## Task prompt
Select each line where the word "that" appears.
++++++++++++++++++++
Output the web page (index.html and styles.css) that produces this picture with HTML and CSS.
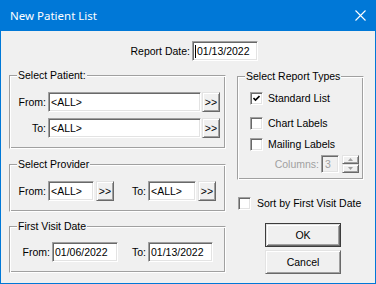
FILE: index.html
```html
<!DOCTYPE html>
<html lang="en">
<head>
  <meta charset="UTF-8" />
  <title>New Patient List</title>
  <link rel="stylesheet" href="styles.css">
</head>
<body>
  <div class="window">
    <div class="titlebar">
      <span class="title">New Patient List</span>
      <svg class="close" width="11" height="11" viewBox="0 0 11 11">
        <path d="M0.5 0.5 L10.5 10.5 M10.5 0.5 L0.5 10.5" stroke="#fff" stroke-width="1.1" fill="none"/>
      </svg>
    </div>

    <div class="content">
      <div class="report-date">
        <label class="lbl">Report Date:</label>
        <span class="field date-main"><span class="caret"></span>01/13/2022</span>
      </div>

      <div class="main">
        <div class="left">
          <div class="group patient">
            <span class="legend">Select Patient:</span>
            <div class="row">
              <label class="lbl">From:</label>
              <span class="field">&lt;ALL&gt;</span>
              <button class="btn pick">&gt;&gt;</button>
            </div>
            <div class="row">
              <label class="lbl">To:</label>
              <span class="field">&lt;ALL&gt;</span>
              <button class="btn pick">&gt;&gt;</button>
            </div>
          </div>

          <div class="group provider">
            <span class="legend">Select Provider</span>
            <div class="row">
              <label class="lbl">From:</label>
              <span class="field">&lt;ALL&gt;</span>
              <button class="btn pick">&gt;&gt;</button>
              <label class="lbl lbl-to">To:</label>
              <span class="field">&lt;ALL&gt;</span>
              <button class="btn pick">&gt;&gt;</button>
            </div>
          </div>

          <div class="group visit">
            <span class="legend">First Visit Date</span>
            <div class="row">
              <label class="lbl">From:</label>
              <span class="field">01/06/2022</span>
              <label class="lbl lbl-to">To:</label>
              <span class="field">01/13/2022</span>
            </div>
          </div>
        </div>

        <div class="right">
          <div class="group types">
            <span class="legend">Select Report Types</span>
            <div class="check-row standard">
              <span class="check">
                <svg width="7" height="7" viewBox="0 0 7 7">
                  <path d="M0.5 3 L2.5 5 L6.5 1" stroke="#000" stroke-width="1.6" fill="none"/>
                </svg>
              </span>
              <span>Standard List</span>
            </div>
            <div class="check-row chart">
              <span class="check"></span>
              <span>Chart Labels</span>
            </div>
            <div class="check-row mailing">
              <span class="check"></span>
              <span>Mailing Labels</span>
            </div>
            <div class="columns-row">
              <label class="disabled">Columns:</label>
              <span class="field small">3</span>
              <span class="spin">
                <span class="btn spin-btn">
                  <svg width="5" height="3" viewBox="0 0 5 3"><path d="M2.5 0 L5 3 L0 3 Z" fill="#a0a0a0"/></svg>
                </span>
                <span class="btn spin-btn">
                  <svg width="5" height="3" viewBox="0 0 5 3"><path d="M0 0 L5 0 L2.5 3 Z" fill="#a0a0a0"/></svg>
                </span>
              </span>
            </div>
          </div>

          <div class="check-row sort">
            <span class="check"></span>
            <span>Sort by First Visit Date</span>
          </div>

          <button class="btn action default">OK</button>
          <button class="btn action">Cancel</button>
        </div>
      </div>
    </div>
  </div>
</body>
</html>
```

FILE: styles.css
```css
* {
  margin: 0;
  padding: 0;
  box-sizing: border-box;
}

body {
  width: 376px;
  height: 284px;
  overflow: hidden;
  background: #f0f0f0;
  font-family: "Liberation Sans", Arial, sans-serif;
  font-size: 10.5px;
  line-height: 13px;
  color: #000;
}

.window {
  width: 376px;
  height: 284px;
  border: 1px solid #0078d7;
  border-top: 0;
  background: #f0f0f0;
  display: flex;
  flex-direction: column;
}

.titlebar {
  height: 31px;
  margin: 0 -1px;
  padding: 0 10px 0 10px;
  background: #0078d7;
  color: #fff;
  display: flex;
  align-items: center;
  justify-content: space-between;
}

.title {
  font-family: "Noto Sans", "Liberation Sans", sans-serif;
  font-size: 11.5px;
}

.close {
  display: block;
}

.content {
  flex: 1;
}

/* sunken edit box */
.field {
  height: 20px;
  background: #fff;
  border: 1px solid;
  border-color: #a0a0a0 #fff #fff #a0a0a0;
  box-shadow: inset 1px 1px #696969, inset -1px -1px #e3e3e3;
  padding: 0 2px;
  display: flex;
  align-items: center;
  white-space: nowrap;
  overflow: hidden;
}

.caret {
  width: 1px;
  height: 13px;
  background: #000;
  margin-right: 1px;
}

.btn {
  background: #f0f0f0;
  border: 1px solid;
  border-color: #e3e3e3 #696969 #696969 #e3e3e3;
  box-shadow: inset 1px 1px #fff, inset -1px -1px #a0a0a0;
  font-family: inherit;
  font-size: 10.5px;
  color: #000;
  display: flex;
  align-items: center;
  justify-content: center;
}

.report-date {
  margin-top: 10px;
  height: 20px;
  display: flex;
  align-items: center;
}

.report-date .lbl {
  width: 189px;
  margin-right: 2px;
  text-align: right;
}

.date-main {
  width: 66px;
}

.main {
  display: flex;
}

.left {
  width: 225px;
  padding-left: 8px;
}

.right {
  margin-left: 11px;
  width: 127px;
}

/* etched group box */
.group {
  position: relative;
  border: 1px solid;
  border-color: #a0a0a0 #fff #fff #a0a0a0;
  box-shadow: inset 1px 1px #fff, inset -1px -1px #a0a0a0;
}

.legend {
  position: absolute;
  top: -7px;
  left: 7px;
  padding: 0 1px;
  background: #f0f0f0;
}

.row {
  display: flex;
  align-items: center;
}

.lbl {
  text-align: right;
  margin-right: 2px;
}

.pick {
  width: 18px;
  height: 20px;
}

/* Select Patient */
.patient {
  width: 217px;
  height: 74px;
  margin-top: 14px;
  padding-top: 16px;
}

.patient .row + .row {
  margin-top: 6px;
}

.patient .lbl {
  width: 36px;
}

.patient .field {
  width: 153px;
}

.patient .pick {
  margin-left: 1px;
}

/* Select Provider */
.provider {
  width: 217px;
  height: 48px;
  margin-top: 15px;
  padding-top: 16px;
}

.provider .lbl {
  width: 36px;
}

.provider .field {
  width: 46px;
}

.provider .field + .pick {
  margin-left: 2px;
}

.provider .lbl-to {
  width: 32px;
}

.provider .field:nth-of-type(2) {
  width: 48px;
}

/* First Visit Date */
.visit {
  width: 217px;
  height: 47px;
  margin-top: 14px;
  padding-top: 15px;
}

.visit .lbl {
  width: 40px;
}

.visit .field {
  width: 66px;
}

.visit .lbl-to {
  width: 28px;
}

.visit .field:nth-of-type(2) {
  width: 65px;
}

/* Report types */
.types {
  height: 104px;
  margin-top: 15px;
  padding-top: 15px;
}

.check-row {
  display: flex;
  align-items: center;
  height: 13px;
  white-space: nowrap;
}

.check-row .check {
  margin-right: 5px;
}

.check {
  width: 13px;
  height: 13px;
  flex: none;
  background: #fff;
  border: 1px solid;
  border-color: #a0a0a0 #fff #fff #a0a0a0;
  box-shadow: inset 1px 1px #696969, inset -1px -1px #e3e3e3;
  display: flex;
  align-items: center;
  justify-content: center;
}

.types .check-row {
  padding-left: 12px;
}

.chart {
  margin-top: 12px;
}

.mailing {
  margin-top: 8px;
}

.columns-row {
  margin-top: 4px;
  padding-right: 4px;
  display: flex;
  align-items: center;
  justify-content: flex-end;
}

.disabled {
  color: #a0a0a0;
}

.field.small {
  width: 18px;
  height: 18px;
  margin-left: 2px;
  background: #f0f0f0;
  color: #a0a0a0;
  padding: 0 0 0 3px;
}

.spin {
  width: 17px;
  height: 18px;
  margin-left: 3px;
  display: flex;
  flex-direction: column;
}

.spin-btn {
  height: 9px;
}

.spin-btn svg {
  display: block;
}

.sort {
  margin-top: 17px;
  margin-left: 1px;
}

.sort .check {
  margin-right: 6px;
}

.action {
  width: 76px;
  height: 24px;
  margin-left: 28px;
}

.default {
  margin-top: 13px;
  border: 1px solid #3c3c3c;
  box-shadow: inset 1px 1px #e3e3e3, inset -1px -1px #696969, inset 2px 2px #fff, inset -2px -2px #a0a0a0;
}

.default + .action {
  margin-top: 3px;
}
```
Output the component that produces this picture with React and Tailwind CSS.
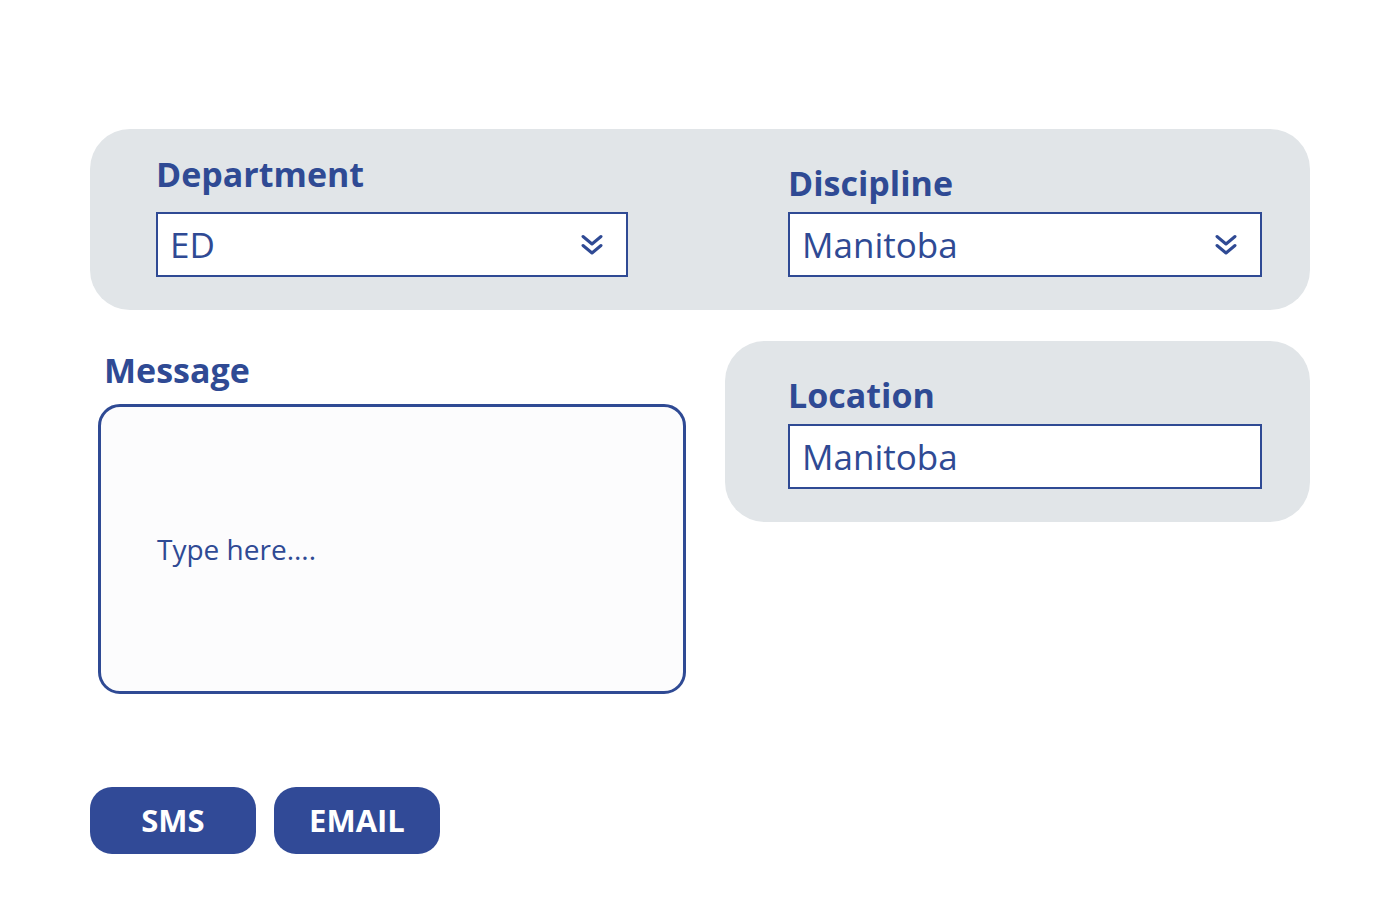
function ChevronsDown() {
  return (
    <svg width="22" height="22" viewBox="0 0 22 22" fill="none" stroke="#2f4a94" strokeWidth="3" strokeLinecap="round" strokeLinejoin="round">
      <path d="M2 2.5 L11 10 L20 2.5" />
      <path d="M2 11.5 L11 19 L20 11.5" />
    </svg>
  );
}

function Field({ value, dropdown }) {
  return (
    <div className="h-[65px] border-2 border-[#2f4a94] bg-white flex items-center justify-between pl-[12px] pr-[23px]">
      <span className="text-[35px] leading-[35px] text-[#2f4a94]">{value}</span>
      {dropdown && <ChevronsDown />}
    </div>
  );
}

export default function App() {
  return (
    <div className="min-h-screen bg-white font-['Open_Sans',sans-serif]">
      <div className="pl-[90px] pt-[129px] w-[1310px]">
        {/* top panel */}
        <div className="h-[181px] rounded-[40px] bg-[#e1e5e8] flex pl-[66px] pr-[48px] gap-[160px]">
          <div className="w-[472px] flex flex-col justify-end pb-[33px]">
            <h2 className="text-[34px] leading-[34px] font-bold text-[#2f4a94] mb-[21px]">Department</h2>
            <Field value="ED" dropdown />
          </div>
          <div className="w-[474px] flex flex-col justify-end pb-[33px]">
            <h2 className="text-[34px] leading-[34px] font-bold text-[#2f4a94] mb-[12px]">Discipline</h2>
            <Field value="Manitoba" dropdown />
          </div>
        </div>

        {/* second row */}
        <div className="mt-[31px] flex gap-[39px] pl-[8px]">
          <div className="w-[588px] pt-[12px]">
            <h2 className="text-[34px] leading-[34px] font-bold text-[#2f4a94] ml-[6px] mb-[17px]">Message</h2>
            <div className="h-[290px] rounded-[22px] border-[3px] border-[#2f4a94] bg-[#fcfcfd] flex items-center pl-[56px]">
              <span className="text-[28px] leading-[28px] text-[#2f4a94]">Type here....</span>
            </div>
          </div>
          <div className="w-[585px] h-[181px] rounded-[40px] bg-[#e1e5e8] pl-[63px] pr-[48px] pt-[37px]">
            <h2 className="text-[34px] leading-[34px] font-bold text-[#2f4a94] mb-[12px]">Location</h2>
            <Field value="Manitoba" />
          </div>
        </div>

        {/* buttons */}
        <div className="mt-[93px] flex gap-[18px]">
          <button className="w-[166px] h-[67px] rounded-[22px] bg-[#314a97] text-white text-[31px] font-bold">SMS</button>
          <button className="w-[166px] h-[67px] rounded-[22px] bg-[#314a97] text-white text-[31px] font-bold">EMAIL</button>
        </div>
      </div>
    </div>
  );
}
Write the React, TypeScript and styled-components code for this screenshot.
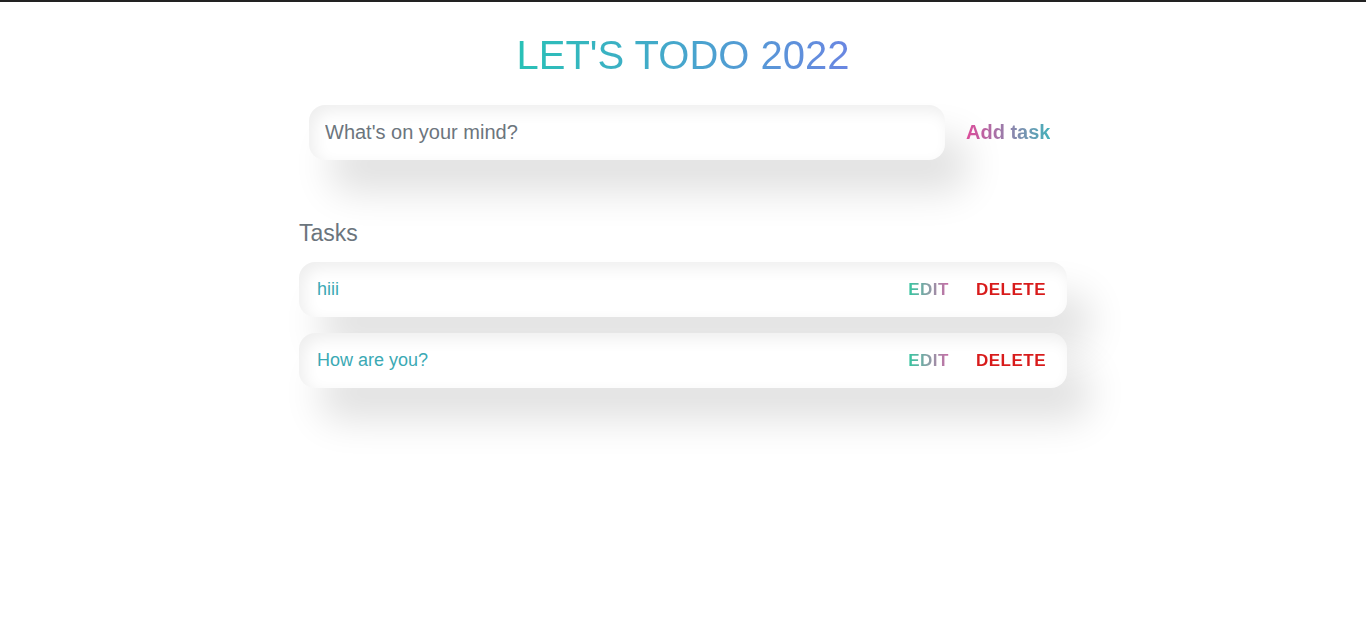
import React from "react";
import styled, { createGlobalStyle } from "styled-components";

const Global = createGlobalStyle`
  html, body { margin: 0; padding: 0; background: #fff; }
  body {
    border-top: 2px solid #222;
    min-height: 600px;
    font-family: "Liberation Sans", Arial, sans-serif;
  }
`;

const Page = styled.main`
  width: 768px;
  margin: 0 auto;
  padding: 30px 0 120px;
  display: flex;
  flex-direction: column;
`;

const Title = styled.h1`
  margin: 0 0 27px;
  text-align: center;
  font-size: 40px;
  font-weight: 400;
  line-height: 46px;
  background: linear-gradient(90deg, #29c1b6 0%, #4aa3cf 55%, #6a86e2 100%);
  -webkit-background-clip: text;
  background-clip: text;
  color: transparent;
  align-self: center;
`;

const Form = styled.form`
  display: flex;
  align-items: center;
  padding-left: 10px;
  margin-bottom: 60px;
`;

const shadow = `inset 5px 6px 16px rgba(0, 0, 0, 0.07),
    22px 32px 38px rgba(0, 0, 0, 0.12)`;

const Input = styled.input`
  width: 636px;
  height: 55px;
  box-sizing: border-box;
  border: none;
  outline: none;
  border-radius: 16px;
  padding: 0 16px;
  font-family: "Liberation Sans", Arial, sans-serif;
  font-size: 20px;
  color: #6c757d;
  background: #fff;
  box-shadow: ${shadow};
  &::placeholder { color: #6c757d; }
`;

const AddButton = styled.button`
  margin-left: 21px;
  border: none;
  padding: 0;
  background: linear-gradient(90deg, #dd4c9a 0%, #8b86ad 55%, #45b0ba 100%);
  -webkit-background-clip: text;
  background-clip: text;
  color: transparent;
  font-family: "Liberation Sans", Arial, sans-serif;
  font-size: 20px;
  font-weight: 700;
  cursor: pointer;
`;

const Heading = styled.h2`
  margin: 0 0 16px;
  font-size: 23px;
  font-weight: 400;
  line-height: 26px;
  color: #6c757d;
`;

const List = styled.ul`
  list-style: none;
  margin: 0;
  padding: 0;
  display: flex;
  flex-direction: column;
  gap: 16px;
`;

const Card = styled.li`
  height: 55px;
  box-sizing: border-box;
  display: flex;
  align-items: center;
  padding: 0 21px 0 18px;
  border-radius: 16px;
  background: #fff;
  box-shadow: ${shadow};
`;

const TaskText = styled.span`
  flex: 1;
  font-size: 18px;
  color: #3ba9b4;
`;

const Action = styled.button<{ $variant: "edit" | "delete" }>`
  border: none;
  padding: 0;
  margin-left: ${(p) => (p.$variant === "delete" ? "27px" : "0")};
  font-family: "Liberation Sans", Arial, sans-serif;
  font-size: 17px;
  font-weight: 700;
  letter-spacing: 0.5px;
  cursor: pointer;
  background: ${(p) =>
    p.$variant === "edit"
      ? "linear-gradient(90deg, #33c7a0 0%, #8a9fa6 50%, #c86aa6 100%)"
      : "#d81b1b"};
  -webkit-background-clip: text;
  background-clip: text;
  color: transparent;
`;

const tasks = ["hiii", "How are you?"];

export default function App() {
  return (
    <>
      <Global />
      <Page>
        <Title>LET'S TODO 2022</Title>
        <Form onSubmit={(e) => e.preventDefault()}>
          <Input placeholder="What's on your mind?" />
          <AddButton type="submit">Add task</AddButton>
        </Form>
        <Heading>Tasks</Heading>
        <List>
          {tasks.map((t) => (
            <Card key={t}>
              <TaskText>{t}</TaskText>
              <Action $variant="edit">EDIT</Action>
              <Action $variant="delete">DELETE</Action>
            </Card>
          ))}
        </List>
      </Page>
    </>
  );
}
++++++++++++++++++++
## Exercise response
Output the web page (index.html and styles.css) that produces this picture with HTML and CSS.
Output the component that produces this picture with React and Tailwind CSS.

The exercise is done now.